Public Defender Jeff Adachi is on his way to a modern record. He has now submitted six potential ballot measures regarding pension reform that the city attorney refuses to categorize with the helpful description "pension reform."
Adachi's latest proposal drops any attempt at tweaking the health care system and focuses, entirely, on pensions. Be that as it may, Adachi says he has been informed that his measure will still be titled "retirement benefits for city employees."
Shakespeare's flowery words about roses notwithstanding, that which we call a ballot measure really does benefit based on names. For voters, "pensions" and "benefits" do not trigger the same reactions.
Incidentally, the tentative "benefits" reform package Mayor Ed Lee is touting does have health care ties. In the event of conflicting content with Adachi's proposal, the measure which receives more votes trumps the other. Nonconflicting provisions in successful measures would both become law, naturally.
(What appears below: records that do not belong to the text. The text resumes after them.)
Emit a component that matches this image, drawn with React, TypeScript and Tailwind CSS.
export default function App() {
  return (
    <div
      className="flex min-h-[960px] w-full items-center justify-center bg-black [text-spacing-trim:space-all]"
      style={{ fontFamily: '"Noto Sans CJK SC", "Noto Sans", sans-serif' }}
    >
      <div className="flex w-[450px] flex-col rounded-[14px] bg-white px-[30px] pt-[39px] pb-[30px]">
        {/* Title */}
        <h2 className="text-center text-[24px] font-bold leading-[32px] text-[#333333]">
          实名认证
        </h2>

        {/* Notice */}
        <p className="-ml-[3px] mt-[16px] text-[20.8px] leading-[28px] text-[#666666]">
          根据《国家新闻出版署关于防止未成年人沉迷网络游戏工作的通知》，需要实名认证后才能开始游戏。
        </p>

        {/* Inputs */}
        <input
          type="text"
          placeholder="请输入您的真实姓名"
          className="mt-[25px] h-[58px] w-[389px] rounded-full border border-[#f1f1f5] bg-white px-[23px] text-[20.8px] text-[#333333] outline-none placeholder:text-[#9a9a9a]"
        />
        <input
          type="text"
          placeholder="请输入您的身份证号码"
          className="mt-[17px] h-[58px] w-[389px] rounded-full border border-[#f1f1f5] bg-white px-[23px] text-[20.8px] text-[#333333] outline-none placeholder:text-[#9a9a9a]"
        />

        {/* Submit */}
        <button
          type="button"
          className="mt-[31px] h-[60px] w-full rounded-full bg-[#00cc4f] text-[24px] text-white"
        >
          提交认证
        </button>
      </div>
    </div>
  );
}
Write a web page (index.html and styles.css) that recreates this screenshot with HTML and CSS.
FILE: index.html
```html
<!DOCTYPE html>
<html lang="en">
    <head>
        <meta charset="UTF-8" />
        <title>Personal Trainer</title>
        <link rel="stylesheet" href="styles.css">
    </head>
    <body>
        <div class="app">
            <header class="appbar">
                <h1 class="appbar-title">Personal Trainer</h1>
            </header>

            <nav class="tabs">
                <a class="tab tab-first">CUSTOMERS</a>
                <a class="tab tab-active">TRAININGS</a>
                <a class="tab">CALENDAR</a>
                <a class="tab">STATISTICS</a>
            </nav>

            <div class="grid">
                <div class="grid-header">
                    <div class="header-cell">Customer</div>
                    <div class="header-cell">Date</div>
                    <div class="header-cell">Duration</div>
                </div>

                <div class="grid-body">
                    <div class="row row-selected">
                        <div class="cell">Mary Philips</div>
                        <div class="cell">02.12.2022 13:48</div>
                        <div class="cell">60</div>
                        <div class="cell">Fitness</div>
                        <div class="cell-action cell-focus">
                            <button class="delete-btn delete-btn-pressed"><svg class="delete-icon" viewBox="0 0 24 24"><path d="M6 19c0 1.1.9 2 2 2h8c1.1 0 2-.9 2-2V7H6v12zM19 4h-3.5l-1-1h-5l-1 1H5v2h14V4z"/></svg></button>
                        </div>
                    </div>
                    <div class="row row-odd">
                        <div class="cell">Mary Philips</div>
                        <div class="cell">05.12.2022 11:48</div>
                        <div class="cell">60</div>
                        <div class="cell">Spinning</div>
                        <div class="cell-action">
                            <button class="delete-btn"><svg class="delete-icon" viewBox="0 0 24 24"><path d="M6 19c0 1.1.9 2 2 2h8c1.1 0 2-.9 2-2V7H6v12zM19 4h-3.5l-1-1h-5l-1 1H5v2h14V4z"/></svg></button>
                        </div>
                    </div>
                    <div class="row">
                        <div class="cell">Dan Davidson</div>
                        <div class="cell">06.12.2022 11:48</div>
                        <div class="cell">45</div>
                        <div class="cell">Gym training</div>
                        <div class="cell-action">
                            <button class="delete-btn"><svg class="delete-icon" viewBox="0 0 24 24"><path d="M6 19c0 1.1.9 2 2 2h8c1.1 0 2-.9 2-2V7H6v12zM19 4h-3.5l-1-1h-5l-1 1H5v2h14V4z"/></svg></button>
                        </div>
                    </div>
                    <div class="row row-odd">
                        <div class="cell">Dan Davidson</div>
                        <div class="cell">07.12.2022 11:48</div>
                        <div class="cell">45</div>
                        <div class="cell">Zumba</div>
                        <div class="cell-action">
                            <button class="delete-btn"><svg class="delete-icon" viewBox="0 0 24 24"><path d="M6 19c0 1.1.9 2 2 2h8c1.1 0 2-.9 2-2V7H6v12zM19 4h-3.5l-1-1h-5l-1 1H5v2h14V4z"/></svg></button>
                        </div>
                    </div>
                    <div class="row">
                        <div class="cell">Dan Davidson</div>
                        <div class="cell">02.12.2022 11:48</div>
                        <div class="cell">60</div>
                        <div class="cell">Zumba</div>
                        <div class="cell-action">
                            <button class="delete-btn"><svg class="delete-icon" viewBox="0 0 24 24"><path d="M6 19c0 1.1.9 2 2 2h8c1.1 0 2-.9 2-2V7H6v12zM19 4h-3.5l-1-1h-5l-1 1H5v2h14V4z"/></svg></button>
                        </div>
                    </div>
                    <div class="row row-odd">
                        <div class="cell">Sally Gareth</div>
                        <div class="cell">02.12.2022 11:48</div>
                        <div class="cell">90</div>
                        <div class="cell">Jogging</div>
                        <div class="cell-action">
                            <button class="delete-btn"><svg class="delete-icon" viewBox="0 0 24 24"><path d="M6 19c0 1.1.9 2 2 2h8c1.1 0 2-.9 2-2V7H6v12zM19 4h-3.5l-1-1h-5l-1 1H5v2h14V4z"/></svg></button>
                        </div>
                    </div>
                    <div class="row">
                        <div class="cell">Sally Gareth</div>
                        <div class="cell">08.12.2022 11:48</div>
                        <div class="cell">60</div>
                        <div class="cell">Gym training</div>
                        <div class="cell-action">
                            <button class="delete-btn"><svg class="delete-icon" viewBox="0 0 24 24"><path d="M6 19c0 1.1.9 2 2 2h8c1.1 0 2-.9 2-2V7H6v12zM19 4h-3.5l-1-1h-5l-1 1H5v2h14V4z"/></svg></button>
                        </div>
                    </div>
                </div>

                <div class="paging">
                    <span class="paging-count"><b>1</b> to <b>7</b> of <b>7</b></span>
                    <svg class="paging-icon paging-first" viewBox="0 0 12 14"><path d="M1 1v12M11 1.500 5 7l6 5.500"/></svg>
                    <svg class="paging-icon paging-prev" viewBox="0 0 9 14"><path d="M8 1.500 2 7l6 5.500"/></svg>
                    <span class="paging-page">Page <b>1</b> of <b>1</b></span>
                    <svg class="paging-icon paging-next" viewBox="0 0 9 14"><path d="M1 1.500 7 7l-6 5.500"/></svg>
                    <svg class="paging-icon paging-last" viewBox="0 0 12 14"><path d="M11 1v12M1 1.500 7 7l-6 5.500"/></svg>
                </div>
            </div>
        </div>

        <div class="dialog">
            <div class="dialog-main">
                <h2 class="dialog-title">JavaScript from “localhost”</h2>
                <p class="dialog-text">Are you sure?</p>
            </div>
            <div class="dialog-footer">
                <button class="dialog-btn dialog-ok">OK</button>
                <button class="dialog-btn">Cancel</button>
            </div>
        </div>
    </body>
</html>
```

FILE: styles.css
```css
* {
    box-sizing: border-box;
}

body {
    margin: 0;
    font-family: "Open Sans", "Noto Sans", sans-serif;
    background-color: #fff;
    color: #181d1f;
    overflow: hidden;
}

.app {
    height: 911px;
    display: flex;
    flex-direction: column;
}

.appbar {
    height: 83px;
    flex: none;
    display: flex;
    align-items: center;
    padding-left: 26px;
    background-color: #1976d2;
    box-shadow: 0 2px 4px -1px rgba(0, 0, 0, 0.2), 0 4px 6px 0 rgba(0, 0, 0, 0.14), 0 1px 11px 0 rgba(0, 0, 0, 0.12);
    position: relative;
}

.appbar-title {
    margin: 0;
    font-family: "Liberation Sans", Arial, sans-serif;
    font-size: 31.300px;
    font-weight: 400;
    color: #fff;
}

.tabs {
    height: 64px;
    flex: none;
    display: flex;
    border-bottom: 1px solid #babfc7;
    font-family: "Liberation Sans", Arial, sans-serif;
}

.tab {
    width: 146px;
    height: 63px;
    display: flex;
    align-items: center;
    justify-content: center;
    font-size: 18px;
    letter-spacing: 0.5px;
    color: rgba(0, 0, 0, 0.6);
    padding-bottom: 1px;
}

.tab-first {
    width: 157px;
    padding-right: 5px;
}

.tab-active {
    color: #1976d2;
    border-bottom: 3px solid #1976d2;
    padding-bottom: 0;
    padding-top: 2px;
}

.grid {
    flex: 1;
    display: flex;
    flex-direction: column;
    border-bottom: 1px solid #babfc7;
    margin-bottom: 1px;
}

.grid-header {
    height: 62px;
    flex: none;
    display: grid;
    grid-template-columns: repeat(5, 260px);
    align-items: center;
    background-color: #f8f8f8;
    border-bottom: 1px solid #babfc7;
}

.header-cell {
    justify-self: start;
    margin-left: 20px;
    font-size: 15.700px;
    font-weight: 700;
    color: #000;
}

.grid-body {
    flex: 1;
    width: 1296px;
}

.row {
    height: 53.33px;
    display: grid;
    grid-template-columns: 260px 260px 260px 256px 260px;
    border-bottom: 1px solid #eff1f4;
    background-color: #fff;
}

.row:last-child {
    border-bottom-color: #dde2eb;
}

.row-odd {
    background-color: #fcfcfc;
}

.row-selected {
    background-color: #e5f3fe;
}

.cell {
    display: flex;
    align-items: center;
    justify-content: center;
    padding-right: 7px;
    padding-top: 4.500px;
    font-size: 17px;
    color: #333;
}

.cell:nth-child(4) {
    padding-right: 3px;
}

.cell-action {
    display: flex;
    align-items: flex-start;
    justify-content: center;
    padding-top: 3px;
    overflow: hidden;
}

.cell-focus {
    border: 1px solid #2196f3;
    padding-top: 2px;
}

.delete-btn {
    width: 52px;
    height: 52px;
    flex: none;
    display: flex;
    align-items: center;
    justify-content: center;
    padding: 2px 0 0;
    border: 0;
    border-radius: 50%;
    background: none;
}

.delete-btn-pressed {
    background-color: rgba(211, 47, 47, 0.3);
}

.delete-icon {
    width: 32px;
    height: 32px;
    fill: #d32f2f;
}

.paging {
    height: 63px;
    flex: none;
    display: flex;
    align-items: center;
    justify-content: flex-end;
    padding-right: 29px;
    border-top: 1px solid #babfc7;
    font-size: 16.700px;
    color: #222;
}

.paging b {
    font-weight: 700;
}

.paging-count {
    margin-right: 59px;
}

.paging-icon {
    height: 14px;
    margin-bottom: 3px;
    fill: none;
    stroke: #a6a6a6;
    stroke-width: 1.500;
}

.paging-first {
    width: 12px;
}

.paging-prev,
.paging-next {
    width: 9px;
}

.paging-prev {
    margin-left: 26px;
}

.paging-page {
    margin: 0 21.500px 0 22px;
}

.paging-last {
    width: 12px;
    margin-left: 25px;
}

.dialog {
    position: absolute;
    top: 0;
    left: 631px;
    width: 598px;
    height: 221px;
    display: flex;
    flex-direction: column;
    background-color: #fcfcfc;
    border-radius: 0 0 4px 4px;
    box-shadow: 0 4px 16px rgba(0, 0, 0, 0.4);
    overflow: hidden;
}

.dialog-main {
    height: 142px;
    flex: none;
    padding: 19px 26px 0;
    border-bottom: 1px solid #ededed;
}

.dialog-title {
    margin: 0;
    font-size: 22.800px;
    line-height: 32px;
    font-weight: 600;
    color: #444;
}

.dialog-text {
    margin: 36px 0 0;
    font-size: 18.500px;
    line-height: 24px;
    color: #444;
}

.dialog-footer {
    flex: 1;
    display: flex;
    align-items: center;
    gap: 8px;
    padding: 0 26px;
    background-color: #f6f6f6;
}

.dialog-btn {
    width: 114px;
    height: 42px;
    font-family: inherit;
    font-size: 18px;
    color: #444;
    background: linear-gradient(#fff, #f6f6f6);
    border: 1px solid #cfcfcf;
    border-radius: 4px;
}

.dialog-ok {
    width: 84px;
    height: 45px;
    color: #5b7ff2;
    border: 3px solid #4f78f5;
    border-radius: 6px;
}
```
Adachi said he's ready to stop submitting pension-related measures for the current voting cycle. When asked what it would take for one of the proposals to have the word "pension" included in its title, he replied, "An act of God."
But that all depends on who's been lobbying God.
Update, 3:55 p.m.: While the city attorney has crafted the titles and summaries for prospective ballot measures, the language that appears on the ballot and in voter handbooks will subsequently be determined by the ballot simplification committee.